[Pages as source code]

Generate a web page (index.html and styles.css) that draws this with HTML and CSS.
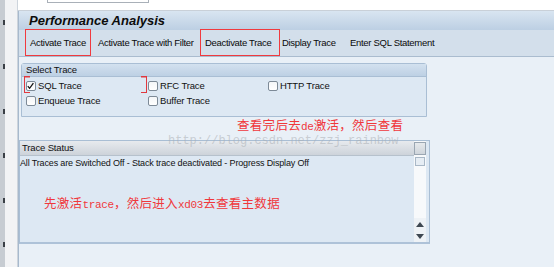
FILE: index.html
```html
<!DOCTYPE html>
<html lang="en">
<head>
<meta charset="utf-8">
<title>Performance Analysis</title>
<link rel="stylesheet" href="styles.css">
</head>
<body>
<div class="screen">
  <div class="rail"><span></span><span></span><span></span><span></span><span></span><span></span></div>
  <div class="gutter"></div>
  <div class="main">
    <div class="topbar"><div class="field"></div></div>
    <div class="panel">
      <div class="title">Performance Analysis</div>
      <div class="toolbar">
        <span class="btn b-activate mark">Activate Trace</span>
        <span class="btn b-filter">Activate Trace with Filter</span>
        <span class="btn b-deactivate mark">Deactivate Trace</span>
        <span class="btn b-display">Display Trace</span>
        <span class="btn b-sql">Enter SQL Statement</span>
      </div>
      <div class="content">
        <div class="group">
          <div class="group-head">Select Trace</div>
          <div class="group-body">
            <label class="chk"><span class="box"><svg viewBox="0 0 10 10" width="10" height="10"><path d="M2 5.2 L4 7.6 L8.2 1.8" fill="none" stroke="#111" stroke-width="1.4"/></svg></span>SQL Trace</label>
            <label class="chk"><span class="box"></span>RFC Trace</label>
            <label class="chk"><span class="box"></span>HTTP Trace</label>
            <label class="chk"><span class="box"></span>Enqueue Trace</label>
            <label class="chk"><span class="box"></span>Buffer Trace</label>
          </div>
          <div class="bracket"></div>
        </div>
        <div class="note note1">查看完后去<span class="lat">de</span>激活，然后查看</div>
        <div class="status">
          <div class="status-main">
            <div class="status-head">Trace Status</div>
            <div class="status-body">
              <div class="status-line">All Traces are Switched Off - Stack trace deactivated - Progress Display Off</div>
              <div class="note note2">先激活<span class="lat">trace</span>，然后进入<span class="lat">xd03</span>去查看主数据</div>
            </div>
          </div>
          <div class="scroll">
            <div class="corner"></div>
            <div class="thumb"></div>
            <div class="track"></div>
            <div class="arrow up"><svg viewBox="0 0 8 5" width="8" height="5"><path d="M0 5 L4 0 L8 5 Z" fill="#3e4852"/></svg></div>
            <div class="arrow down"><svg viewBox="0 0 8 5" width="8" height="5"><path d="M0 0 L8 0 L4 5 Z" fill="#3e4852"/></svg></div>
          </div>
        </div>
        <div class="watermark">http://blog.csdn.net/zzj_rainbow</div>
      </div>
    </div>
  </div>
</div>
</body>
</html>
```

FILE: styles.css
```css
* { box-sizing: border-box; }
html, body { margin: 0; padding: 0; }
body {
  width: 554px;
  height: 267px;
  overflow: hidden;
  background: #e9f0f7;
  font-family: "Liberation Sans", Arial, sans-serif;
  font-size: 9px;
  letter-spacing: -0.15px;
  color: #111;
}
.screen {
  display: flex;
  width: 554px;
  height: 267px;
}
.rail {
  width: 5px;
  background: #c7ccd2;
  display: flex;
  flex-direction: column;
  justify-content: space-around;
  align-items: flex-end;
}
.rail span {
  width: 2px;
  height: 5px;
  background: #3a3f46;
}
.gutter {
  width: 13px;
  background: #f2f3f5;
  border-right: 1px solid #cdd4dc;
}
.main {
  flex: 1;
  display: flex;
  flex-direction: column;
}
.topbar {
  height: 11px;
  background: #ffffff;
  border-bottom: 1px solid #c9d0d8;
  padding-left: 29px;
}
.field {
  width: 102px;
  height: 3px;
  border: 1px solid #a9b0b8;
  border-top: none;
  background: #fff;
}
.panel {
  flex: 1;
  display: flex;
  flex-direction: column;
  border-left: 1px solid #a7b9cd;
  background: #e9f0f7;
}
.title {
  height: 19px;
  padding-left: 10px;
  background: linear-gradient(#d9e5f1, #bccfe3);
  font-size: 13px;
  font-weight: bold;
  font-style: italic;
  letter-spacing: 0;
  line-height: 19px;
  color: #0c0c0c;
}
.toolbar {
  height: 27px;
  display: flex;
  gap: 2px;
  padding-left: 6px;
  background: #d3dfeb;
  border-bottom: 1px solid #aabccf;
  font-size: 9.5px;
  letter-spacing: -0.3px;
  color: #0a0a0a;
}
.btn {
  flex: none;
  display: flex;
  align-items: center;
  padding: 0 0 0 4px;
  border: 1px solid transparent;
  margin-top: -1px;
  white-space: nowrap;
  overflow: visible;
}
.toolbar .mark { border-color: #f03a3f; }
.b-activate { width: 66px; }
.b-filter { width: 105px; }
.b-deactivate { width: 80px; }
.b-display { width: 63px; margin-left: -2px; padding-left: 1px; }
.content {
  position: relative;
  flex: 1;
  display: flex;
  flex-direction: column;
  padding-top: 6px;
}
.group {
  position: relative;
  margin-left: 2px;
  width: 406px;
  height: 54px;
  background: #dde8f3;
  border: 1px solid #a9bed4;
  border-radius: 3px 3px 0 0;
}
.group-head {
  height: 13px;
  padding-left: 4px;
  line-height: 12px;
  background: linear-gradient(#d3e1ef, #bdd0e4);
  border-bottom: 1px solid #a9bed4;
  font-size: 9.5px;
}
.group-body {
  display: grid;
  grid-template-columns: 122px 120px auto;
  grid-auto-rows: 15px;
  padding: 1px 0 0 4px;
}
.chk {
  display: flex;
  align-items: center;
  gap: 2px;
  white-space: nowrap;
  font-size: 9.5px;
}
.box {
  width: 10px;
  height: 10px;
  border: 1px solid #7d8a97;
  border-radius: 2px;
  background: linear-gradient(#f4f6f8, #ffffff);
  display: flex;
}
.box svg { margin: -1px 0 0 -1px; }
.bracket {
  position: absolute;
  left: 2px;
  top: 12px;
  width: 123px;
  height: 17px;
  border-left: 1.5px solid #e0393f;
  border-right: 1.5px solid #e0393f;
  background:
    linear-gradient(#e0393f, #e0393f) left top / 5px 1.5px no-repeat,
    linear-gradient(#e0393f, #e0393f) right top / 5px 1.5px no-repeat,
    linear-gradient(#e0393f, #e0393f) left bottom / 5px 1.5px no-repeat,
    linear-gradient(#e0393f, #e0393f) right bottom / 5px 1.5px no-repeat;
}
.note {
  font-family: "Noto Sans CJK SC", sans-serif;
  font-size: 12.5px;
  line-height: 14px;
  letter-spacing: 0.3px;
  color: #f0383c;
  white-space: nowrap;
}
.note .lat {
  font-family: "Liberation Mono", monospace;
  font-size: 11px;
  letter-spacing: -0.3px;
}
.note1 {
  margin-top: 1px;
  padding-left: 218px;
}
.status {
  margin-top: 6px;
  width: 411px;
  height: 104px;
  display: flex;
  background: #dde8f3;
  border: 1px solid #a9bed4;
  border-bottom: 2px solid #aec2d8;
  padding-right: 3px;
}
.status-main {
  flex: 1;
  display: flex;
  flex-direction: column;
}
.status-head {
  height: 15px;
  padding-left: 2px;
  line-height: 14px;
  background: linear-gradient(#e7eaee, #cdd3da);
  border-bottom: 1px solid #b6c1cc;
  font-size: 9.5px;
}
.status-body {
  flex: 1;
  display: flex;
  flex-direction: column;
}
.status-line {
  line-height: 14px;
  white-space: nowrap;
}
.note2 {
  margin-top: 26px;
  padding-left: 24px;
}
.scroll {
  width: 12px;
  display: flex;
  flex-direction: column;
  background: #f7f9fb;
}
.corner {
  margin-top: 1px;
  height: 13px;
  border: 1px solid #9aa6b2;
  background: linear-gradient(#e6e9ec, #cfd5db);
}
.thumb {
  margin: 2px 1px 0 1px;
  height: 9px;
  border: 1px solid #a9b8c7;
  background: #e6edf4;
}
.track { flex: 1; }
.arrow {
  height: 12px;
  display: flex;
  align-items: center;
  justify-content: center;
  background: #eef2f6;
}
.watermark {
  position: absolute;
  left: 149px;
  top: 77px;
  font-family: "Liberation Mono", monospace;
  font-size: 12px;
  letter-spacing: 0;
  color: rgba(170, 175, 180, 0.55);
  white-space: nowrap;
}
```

...

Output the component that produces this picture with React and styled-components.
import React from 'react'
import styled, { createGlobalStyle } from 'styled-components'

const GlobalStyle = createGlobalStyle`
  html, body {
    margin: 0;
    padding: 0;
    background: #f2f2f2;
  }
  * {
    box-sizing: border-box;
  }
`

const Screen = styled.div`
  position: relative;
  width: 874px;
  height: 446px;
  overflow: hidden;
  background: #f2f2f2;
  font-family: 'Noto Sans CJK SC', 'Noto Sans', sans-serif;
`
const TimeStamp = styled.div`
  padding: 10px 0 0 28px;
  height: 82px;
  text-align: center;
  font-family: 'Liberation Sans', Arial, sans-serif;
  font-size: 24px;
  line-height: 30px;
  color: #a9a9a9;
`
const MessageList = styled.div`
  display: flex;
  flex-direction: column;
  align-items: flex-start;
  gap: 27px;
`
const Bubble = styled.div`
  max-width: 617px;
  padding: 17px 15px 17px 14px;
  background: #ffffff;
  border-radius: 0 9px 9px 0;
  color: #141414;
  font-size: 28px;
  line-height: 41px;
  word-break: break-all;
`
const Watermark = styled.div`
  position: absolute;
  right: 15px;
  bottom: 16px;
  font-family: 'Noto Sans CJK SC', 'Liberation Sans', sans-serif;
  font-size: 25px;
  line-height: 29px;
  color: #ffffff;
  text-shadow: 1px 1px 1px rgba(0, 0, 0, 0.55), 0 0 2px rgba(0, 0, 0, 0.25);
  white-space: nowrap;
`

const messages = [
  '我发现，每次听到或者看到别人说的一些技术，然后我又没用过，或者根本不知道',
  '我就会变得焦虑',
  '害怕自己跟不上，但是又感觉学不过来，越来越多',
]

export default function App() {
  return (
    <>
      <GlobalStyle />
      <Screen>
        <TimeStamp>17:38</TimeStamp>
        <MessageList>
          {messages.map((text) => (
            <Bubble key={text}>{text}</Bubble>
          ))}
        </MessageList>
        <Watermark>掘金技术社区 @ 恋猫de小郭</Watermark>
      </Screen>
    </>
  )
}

Given instruction —
Above are some records. Report the number of their lines that include "index", and add nothing else.

Final answer —
2